Being gay comes with no small amount of controversy. Most societies today choose to frown upon same-sex couples, never really understanding the situation from our point of view. It’s tough, it really is, dealing with the social jibes, unjust laws, and personal prejudices, but for those of us who belong to a faith that condemns homosexuality, it could be even worse. It’s one thing for others to dislike who you’re attracted to, it’s quite another when you dislike yourself for it.
I remember when I was in middle school and I started to realize that I was attracted to other guys. I was terrified. Raised Lutheran, with both parents converting to Southern Baptists after the divorce, I had heard passages from the Bible that condemned homosexuals as innately evil, hell-bound devil worshippers (I’m paraphrasing from an old pastor). It’s a difficult concept for a 13 year old to deal with, the idea that God created you as you are/everything you are is as God made you, and at the same time facing the gate of Hell for something you have no control over: who you love.
I’m sure this has been an issue for many gay men and women. The thing that helped me, though was a book called The God Box, by Alex Sanchez. I had never before felt so connected to a main character.

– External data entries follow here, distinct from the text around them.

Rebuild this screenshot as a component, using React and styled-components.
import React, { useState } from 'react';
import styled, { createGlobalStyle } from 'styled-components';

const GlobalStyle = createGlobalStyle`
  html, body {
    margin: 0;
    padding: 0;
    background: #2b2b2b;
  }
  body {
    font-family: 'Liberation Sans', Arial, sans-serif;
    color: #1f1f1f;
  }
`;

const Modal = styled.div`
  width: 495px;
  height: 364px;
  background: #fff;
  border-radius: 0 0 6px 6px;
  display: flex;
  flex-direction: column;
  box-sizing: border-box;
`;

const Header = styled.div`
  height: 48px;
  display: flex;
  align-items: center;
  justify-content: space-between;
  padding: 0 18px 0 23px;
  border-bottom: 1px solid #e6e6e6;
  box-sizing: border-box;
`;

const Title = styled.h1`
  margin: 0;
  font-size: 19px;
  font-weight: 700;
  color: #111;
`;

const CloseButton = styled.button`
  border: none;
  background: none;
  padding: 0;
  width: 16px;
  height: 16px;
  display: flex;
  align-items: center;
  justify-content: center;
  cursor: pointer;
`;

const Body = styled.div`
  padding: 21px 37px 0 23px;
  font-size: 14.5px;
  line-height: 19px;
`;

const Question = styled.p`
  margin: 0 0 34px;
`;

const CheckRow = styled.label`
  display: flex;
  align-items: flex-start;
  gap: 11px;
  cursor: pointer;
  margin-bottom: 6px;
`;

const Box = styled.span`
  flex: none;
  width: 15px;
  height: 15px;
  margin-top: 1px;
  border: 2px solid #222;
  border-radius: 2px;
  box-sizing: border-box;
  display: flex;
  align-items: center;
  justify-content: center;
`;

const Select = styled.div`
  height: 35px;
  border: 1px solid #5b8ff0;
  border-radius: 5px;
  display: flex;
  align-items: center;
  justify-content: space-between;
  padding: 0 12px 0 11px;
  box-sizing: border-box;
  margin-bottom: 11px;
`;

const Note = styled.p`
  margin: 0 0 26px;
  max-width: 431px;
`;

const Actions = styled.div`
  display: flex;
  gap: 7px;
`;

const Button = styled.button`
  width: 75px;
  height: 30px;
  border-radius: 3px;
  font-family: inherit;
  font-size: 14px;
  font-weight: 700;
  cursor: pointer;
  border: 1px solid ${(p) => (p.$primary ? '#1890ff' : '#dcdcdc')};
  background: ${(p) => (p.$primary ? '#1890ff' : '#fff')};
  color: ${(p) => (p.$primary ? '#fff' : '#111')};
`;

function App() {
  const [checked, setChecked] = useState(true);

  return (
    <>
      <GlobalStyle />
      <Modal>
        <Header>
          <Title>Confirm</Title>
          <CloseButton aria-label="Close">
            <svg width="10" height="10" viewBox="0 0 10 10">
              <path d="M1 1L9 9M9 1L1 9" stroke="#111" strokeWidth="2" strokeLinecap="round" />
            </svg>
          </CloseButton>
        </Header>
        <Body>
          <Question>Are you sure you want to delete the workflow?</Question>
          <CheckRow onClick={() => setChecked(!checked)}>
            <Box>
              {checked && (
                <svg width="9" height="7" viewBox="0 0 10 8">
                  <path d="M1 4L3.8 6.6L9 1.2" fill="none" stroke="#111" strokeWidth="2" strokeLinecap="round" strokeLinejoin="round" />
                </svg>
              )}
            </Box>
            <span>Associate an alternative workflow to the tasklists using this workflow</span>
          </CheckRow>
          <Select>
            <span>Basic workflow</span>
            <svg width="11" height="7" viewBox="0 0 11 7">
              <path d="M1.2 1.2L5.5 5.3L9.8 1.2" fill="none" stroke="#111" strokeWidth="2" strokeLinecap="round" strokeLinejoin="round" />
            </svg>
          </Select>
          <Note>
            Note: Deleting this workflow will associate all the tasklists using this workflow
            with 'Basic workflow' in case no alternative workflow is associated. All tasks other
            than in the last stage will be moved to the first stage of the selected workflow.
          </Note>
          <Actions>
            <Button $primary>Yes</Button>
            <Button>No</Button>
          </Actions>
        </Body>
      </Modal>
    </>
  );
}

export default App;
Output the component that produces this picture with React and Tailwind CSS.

Alex Sanchez is a gay fiction writer whose novels are all gay teenage coming-of-age stories, and in this was one about a young, deeply religious boy named Paul who was trying to cure his own homosexuality. The story starts when Paul befriends a young Christian transfer student named Manuel who is openly and proudly gay. All of Paul’s preconceived notions about homosexuality, and the more famously used Bible verses to refute same-sex relationships, are put in a different perspective, until he is finally able to accept himself for who he is. This book made me realize that you don’t have to either be gay or be Christian. Religion and sexuality are only in conflict if people are taught that they are in conflict. All of my fears and sense of self-loathing vanished in a single sentence:
“The Bible was meant to be a bridge, not a wedge. It must be read with love as the standard. Anyone who expects a person to change something as personal as who they hold in their arms at night need to change their own judgmental attitude.”
If anyone reading this has ever struggled or is struggling with sexuality and religion, I hope it helped at least a little bit. Thanks for reading.